Topic: forward reasoning


view this post on Zulip Robert Watson (Nov 20 2022 at 13:09):

I 'd like to know if there is a good way to do forward reasoning in tactics mode, maybe if there is a tactics language written for that or whether metacoq can be used for that purpose. Also whether what looks to me like a nice piece of work -Mtac2- can be used for forward reasoning, as well as the advertised backwards monadic reasoning.

view this post on Zulip Karl Palmskog (Nov 20 2022 at 13:22):

why wouldn't tactics like assert, pose proof, SSReflect's have, etc., count as forward reasoning?

view this post on Zulip Robert Watson (Nov 20 2022 at 14:11):

They do. I'm not sure what SSReflect is yet. More or less what is it?

view this post on Zulip Robert Watson (Nov 20 2022 at 15:18):

I guess forward reasoning is just manipulating the context instead of the goal...so any tactic language can be used? Is that correct?

view this post on Zulip Karl Palmskog (Nov 20 2022 at 15:20):

yes, that's my intuition at least: forward reasoning occurs if you add or change something in context. Here is SSReflect's have tactic, which is probably one of the most sophisticated ways to do this in Coq (it can also change the goal): https://coq.inria.fr/refman/proof-engine/ssreflect-proof-language.html#coq:tacn.have

view this post on Zulip Robert Watson (Nov 20 2022 at 16:16):

That's where I'll start then Ltac+SSReflect. Thanks. The messiness of 'a few' compatibility issues with Ltac seems to be no big cost as Ltac seems messy enough already! And from what you've said I guess after that I could eventually start on Mtac2 and write my own forward tactics in an SSReflect style in Mtac2. Whilst this is down road for me, it would be useful to know if Mtac 2 is sufficient for that (in the most generic sense of doing whatever I want with a context), or whether I need to go the extra mile and learn MetaCoq? I think the latter would be hard for a newcomer to Coq - so just in terms of time commitments and expectations I'd like to know ahead of time.

view this post on Zulip Paolo Giarrusso (Nov 20 2022 at 17:18):

If a newcomer asks about "how do I do forward reasoning" I'd typically recommend plain ltac or ltac + ssreflect; the other options seem overkill for that goal

view this post on Zulip Karl Palmskog (Nov 20 2022 at 19:02):

yes, plain old assert works well for a lot of stuff. The reference to have is just to illustrate that there are options.
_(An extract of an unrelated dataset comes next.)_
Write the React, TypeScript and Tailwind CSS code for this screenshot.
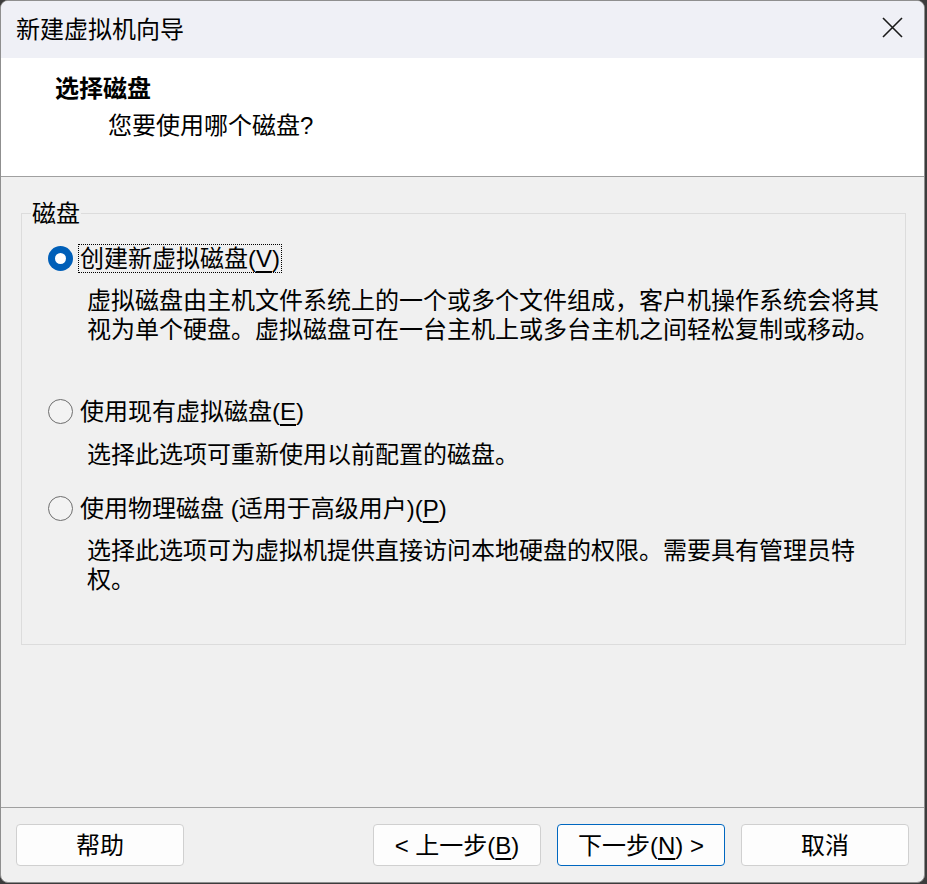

view this post on Zulip Paolo Giarrusso (Nov 20 2022 at 22:04):

... conversely, the other options can make sense if you have _additional_ goals — say, develop fancy proof automation

view this post on Zulip Paolo Giarrusso (Nov 20 2022 at 22:05):

but to me "forward proof" is a way to write _manual_ proof steps :-)

view this post on Zulip James Wood (Nov 21 2022 at 10:21):

My first thought of a forward reasoning tactic would be apply M in x, and similar tactics containing in.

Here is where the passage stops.